Parameters include Dtt1, Dtt1t, Dtt2t, Zero, Zerot.

See Also

RefinePowderDiffProfileSeq

Properties

Name

Direction

Type

Default

Description

InputPeakPositionWorkspace

Input

Workspace2D

Mandatory

Data workspace containing workspace positions in TOF agains dSpacing.

WorkspaceIndex

Input

number

0

Workspace Index of the peak positions in PeakPositionWorkspace.

OutputPeakPositionWorkspace

Output

Workspace2D

Output data workspace containing refined workspace positions in TOF agains dSpacing.

InputInstrumentParameterWorkspace

Input

TableWorkspace

Mandatory

INput tableWorkspace containg instrument’s parameters.

OutputInstrumentParameterWorkspace

Output

TableWorkspace

Output tableworkspace containing instrument’s fitted parameters.

RefinementAlgorithm

Input

string

MonteCarlo

Algorithm to refine the instrument parameters. Allowed values: [‘OneStepFit’, ‘MonteCarlo’]

RandomWalkSteps

Input

number

10000

Number of Monte Carlo random walk steps.

MonteCarloRandomSeed

Input

number

0

Random seed for Monte Carlo simulation.

StandardError

Input

string

ConstantValue

Algorithm to calculate the standard error of peak positions. Allowed values: [‘ConstantValue’, ‘UseInputValue’]

Damping

Input

number

1

Damping factor for (1) minimizer ‘Damped Gauss-Newton’. (2) Monte Carlo.

AnnealingTemperature

Input

number

1

Starting annealing temperature.

MonteCarloIterations

Input

number

100

Number of iterations in Monte Carlo random walk.

ChiSquare

Output

number

Description

This algorithm refines the instrumental geometry parameters for powder diffractomers. The parameters that can be refined are Dtt1, Zero, Dtt1t, Dtt2t, Zerot, Width and Tcross.

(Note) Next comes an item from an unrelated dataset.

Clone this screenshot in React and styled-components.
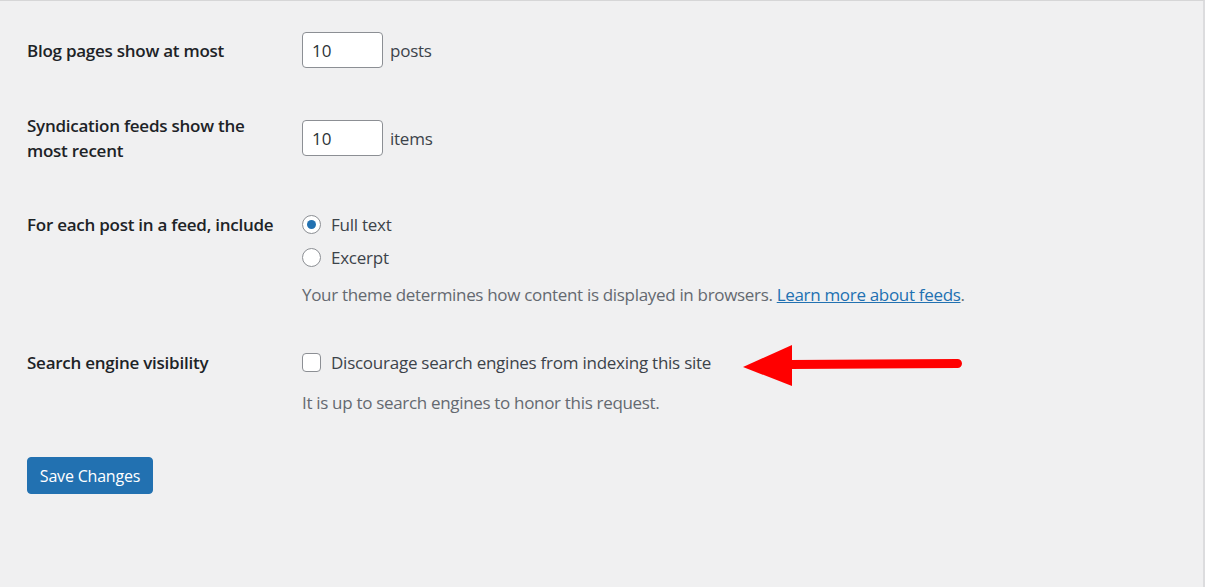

It serves as the second step to fit/refine instrumental parameters that will be introduced in Le Bail Fit. It uses the outcome from FitPowderDiffPeaks algorithm.

Introduction

In order to do Rietveld refinement to experimental data, the diffractometer’s profile should be calibrated by the standards, such as LaB6 or Ni, with known crystal structure and lattice parameters.

For POWGEN and NOMAD, the type of the instrument profile is back-to-back exponential function convoluted with pseudo voigt of thermal neutron and epithermal neutron. It means that each diffraction peak is a back-to-back exponential,

\[I\frac{AB}{2(A+B)}\left[ \exp \left( \frac{A[AS^2+2(x-X0)]}{2}\right) \mbox{erfc}\left( \frac{AS^2+(x-X0)}{S\sqrt{2}} \right) + \exp \left( \frac{B[BS^2-2(x-X0)]}{2} \right) \mbox{erfc} \left( \frac{[BS^2-(x-X0)]}{S\sqrt{2}} \right) \right].\]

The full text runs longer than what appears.